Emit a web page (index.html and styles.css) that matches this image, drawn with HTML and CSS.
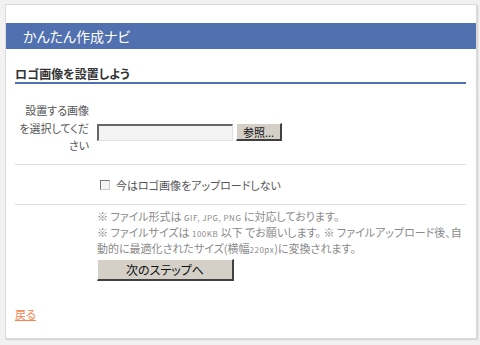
FILE: index.html
```html
<!DOCTYPE html>
<html lang="ja">
<head>
<meta charset="utf-8">
<link rel="stylesheet" href="styles.css">
</head>
<body>
<div class="panel">
  <div class="header">かんたん作成ナビ</div>
  <div class="section">
    <h2 class="title">ロゴ画像を設置しよう</h2>
    <div class="row form-row">
      <div class="label">設置する画像<br>を選択してくだ<br>さい</div>
      <div class="field">
        <span class="file-input"></span>
        <span class="btn browse">参照...</span>
      </div>
    </div>
    <div class="row check-row">
      <div class="label"></div>
      <div class="field">
        <span class="checkbox"></span>
        <span class="check-text">今はロゴ画像をアップロードしない</span>
      </div>
    </div>
    <div class="row notes-row">
      <div class="label"></div>
      <div class="notes">
        <p class="note">※ ファイル形式は <span class="sm">GIF, JPG, PNG</span> に対応しております。<br>※ ファイルサイズは <span class="sm">100KB</span> 以下 でお願いします。 ※ ファイルアップロード後、自<br>動的に最適化されたサイズ(横幅<span class="sm">220px</span>)に変換されます。</p>
        <span class="btn next">次のステップへ</span>
      </div>
    </div>
    <div class="back-row"><a class="back" href="#">戻る</a></div>
  </div>
</div>
</body>
</html>
```
FILE: styles.css
```css
html, body {
  margin: 0;
  padding: 0;
  background: #f1f1f1;
}
body {
  font-family: "Noto Sans CJK JP", "Noto Sans", sans-serif;
  font-feature-settings: "palt";
  color: #444;
  width: 480px;
  height: 345px;
  overflow: hidden;
}
.panel {
  margin: 4px 0 0 5px;
  width: 470px;
  height: 333px;
  background: #fff;
  border: 1px solid #dadada;
  box-shadow: 1px 1px 1px #d6d6d6;
}
.header {
  margin-top: 18px;
  height: 26px;
  line-height: 26px;
  background: #5170b0;
  color: #fff;
  font-size: 14px;
  padding-left: 17px;
}
.section {
  margin: 0 10px 0 9px;
}
.title {
  margin: 17px 0 0 0;
  font-size: 12px;
  line-height: 16px;
  font-weight: bold;
  color: #333;
  border-bottom: 2px solid #5170b0;
}
.row {
  display: flex;
  gap: 8px;
}
.label {
  width: 74px;
  flex: none;
  text-align: right;
  font-size: 11px;
  line-height: 17.5px;
  color: #555;
}
.form-row {
  padding: 18px 0 9px 0;
  border-bottom: 1px solid #ddd;
}
.form-row .field {
  display: flex;
  align-items: center;
  gap: 3px;
  margin-top: 21px;
  height: 18px;
}
.file-input {
  width: 133px;
  height: 14px;
  background: #f3f3f3;
  border-top: 2px solid #666;
  border-left: 2px solid #666;
  border-right: 1px solid #e0e0e0;
  border-bottom: 1px solid #e0e0e0;
  box-sizing: content-box;
  margin-top: 1px;
}
.btn {
  display: inline-flex;
  align-items: center;
  justify-content: center;
  background: #d4d0c8;
  color: #111;
  border-top: 1px solid #fff;
  border-left: 1px solid #fff;
  border-right: 2px solid #404040;
  border-bottom: 2px solid #404040;
  box-sizing: border-box;
}
.browse {
  width: 46px;
  height: 18px;
  font-size: 11px;
}
.check-row {
  padding: 11px 0 10px 0;
  border-bottom: 1px solid #ddd;
}
.check-row .field {
  display: flex;
  align-items: center;
  height: 18px;
}
.checkbox {
  width: 10px;
  height: 10px;
  box-sizing: border-box;
  margin-left: 3px;
  margin-right: 6px;
  background: #f4f4f4;
  border-top: 1px solid #777;
  border-left: 1px solid #777;
  border-right: 1px solid #ccc;
  border-bottom: 1px solid #ccc;
}
.check-text {
  font-size: 11px;
  color: #555;
}
.notes-row {
  padding-top: 3px;
}
.notes {
  width: 370px;
}
.note {
  margin: 0;
  font-size: 11px;
  line-height: 16px;
  color: #8a8a8a;
  white-space: nowrap;
}
.sm {
  font-size: 8px;
  line-height: 1;
  letter-spacing: 0.5px;
}
.next {
  margin-top: 2px;
  width: 137px;
  height: 22px;
  font-size: 12px;
}
.back-row {
  margin-top: 26px;
  font-size: 11px;
  line-height: 14px;
}
.back {
  color: #f5834f;
}
```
============================================================
DO THIS: The data above should be repeated exactly, minus any pictures.

FULL RESPONSE:
Emit a web page (index.html and styles.css) that matches this image, drawn with HTML and CSS.
FILE: index.html
```html
<!DOCTYPE html>
<html lang="ja">
<head>
<meta charset="utf-8">
<link rel="stylesheet" href="styles.css">
</head>
<body>
<div class="panel">
  <div class="header">かんたん作成ナビ</div>
  <div class="section">
    <h2 class="title">ロゴ画像を設置しよう</h2>
    <div class="row form-row">
      <div class="label">設置する画像<br>を選択してくだ<br>さい</div>
      <div class="field">
        <span class="file-input"></span>
        <span class="btn browse">参照...</span>
      </div>
    </div>
    <div class="row check-row">
      <div class="label"></div>
      <div class="field">
        <span class="checkbox"></span>
        <span class="check-text">今はロゴ画像をアップロードしない</span>
      </div>
    </div>
    <div class="row notes-row">
      <div class="label"></div>
      <div class="notes">
        <p class="note">※ ファイル形式は <span class="sm">GIF, JPG, PNG</span> に対応しております。<br>※ ファイルサイズは <span class="sm">100KB</span> 以下 でお願いします。 ※ ファイルアップロード後、自<br>動的に最適化されたサイズ(横幅<span class="sm">220px</span>)に変換されます。</p>
        <span class="btn next">次のステップへ</span>
      </div>
    </div>
    <div class="back-row"><a class="back" href="#">戻る</a></div>
  </div>
</div>
</body>
</html>
```
FILE: styles.css
```css
html, body {
  margin: 0;
  padding: 0;
  background: #f1f1f1;
}
body {
  font-family: "Noto Sans CJK JP", "Noto Sans", sans-serif;
  font-feature-settings: "palt";
  color: #444;
  width: 480px;
  height: 345px;
  overflow: hidden;
}
.panel {
  margin: 4px 0 0 5px;
  width: 470px;
  height: 333px;
  background: #fff;
  border: 1px solid #dadada;
  box-shadow: 1px 1px 1px #d6d6d6;
}
.header {
  margin-top: 18px;
  height: 26px;
  line-height: 26px;
  background: #5170b0;
  color: #fff;
  font-size: 14px;
  padding-left: 17px;
}
.section {
  margin: 0 10px 0 9px;
}
.title {
  margin: 17px 0 0 0;
  font-size: 12px;
  line-height: 16px;
  font-weight: bold;
  color: #333;
  border-bottom: 2px solid #5170b0;
}
.row {
  display: flex;
  gap: 8px;
}
.label {
  width: 74px;
  flex: none;
  text-align: right;
  font-size: 11px;
  line-height: 17.5px;
  color: #555;
}
.form-row {
  padding: 18px 0 9px 0;
  border-bottom: 1px solid #ddd;
}
.form-row .field {
  display: flex;
  align-items: center;
  gap: 3px;
  margin-top: 21px;
  height: 18px;
}
.file-input {
  width: 133px;
  height: 14px;
  background: #f3f3f3;
  border-top: 2px solid #666;
  border-left: 2px solid #666;
  border-right: 1px solid #e0e0e0;
  border-bottom: 1px solid #e0e0e0;
  box-sizing: content-box;
  margin-top: 1px;
}
.btn {
  display: inline-flex;
  align-items: center;
  justify-content: center;
  background: #d4d0c8;
  color: #111;
  border-top: 1px solid #fff;
  border-left: 1px solid #fff;
  border-right: 2px solid #404040;
  border-bottom: 2px solid #404040;
  box-sizing: border-box;
}
.browse {
  width: 46px;
  height: 18px;
  font-size: 11px;
}
.check-row {
  padding: 11px 0 10px 0;
  border-bottom: 1px solid #ddd;
}
.check-row .field {
  display: flex;
  align-items: center;
  height: 18px;
}
.checkbox {
  width: 10px;
  height: 10px;
  box-sizing: border-box;
  margin-left: 3px;
  margin-right: 6px;
  background: #f4f4f4;
  border-top: 1px solid #777;
  border-left: 1px solid #777;
  border-right: 1px solid #ccc;
  border-bottom: 1px solid #ccc;
}
.check-text {
  font-size: 11px;
  color: #555;
}
.notes-row {
  padding-top: 3px;
}
.notes {
  width: 370px;
}
.note {
  margin: 0;
  font-size: 11px;
  line-height: 16px;
  color: #8a8a8a;
  white-space: nowrap;
}
.sm {
  font-size: 8px;
  line-height: 1;
  letter-spacing: 0.5px;
}
.next {
  margin-top: 2px;
  width: 137px;
  height: 22px;
  font-size: 12px;
}
.back-row {
  margin-top: 26px;
  font-size: 11px;
  line-height: 14px;
}
.back {
  color: #f5834f;
}
```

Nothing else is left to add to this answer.